■ Objective ■
Collect each line of the entries that holds the string "styles".

■ Material supplied ■
● ● ● ● ●

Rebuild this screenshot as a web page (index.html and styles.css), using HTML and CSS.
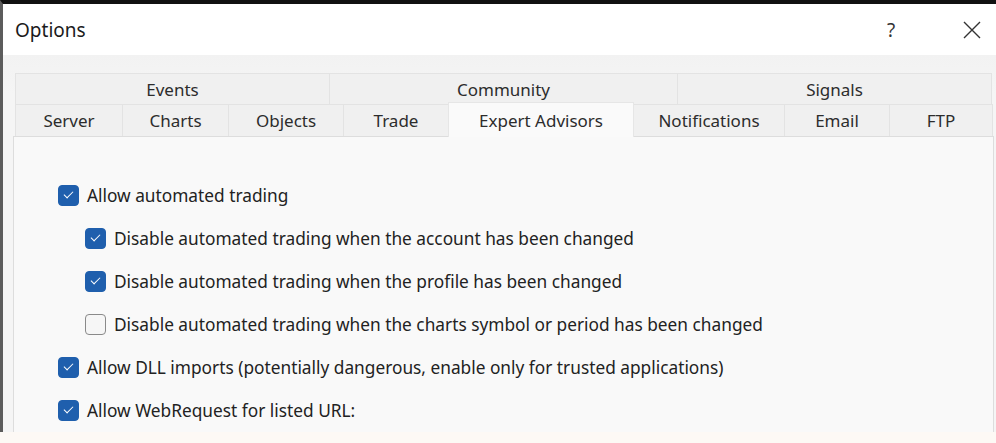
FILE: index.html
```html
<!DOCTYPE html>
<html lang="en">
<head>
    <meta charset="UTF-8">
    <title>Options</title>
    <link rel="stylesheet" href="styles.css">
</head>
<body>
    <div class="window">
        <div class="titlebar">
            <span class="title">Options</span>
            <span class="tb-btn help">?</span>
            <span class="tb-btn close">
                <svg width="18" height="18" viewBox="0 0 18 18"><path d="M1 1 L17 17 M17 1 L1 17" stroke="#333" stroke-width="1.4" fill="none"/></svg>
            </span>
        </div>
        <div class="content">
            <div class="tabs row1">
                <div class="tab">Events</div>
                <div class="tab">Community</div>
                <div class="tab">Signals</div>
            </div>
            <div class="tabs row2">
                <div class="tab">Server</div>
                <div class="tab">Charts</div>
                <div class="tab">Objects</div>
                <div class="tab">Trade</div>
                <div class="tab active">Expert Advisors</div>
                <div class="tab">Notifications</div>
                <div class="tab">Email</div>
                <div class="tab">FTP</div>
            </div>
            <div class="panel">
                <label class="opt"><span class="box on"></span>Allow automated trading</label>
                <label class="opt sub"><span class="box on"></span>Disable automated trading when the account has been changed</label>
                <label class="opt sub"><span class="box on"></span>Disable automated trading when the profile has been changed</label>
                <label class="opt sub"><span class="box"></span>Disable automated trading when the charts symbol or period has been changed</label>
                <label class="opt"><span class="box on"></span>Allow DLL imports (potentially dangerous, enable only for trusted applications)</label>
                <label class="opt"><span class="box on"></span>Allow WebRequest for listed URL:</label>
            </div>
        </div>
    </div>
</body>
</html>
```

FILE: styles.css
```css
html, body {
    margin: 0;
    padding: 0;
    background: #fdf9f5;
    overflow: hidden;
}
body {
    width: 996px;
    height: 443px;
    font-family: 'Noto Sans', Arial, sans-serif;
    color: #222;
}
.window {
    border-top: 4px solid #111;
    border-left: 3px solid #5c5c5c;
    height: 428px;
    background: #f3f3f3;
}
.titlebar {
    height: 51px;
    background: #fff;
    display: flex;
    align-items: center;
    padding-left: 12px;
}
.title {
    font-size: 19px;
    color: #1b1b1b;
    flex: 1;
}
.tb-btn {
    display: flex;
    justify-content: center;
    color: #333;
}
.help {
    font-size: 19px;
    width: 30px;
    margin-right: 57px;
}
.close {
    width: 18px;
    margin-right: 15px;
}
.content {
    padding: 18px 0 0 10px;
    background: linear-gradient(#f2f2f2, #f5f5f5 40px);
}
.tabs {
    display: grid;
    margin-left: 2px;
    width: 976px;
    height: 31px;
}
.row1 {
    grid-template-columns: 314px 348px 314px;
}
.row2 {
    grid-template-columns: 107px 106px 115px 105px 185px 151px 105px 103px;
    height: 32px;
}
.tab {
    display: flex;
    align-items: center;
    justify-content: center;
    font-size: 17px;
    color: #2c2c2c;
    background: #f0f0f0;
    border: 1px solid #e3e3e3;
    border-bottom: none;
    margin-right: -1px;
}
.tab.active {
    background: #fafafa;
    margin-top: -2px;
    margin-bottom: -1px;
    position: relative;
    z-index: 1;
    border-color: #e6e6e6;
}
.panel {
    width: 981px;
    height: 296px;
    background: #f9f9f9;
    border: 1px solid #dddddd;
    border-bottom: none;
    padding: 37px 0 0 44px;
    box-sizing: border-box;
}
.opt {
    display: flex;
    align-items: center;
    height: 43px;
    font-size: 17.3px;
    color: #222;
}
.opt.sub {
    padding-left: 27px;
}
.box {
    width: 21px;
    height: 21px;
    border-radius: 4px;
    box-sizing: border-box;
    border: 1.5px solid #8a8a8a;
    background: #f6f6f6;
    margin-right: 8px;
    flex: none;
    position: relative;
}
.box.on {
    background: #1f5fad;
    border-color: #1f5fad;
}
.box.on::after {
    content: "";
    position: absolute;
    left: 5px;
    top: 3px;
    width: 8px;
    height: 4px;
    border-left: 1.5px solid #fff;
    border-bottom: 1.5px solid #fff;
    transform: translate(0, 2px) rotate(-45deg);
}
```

● ● ● ● ●

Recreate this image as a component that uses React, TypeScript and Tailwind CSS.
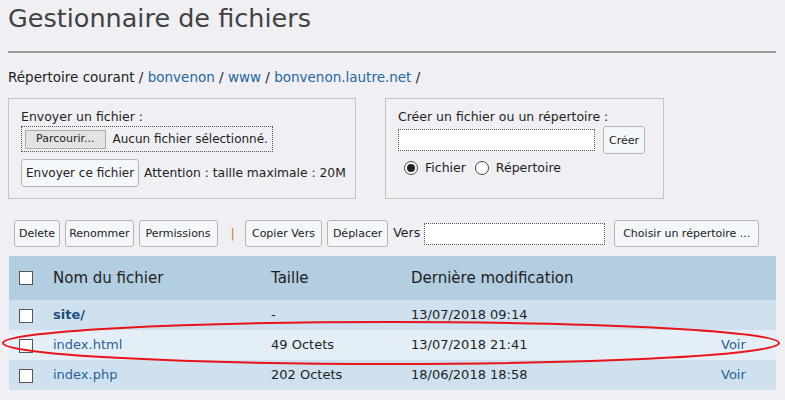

● ● ● ● ●

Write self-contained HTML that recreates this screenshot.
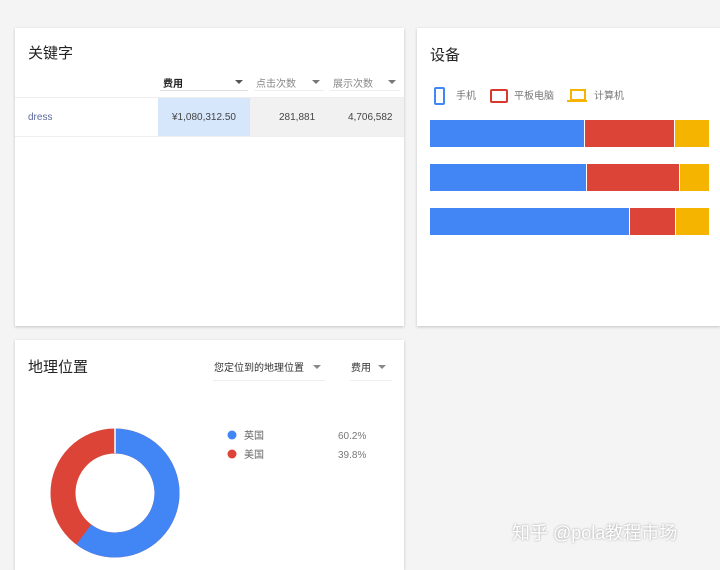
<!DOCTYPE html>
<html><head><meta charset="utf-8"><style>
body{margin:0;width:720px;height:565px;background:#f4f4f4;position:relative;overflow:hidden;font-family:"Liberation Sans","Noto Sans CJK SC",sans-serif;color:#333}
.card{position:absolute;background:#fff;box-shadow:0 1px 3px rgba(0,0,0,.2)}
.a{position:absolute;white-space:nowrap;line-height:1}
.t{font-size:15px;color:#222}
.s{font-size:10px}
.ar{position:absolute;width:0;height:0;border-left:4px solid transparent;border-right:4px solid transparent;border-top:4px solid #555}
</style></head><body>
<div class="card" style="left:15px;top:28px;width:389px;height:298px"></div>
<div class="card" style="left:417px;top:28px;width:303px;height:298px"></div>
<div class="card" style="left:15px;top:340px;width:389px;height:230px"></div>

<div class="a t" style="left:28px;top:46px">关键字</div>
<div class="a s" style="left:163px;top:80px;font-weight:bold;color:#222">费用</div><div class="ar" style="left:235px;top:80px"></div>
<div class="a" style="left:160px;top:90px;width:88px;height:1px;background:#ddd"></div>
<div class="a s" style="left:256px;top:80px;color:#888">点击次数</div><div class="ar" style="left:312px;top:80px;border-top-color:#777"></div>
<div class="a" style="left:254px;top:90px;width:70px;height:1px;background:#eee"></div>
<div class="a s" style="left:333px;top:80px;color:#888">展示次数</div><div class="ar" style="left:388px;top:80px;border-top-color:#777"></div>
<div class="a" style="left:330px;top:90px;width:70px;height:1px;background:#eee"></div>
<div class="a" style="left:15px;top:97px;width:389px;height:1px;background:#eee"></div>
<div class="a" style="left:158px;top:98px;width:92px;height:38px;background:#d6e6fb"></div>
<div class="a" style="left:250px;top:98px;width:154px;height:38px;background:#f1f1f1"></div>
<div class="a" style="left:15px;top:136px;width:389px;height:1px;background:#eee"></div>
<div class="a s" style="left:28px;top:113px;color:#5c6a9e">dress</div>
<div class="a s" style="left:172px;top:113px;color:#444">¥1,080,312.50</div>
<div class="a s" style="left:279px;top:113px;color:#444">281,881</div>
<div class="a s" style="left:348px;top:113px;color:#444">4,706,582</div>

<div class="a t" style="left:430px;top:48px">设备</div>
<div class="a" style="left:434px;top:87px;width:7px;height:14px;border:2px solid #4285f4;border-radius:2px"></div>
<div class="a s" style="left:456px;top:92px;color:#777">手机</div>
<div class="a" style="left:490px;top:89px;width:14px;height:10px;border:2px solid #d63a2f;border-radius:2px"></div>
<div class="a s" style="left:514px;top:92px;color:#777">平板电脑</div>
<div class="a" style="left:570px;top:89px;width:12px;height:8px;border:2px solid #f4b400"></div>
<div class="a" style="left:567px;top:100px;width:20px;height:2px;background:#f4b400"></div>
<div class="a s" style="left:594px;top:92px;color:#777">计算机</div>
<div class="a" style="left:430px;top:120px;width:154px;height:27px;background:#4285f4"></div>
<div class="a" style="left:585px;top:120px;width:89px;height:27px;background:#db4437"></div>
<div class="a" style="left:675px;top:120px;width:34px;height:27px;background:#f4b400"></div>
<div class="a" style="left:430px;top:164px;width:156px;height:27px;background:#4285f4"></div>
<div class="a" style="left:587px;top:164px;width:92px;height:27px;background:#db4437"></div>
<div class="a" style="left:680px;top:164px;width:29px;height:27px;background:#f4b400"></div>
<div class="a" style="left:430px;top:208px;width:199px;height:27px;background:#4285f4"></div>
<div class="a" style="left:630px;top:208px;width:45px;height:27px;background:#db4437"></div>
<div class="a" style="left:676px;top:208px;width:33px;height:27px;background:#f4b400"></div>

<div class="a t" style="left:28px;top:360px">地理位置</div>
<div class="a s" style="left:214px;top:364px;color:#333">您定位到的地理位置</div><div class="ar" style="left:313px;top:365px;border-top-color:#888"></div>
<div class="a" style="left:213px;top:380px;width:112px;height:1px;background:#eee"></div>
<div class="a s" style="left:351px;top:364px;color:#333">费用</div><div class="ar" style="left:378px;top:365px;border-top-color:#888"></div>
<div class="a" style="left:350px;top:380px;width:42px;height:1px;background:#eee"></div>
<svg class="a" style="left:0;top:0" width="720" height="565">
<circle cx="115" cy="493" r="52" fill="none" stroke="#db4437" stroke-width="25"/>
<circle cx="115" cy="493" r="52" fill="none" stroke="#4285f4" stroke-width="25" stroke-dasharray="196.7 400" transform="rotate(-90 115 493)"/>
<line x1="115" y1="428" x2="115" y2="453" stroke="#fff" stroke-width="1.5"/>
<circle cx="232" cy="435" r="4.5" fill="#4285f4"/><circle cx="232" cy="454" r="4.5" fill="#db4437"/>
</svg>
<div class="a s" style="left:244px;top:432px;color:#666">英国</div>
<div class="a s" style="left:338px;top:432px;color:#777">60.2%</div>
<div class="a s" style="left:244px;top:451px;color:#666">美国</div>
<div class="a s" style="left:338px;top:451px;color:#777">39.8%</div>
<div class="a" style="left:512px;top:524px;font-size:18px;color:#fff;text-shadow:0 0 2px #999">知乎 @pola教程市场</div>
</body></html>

● ● ● ● ●

■ Response ■
Rebuild this screenshot as a web page (index.html and styles.css), using HTML and CSS.
    <link rel="stylesheet" href="styles.css">
FILE: styles.css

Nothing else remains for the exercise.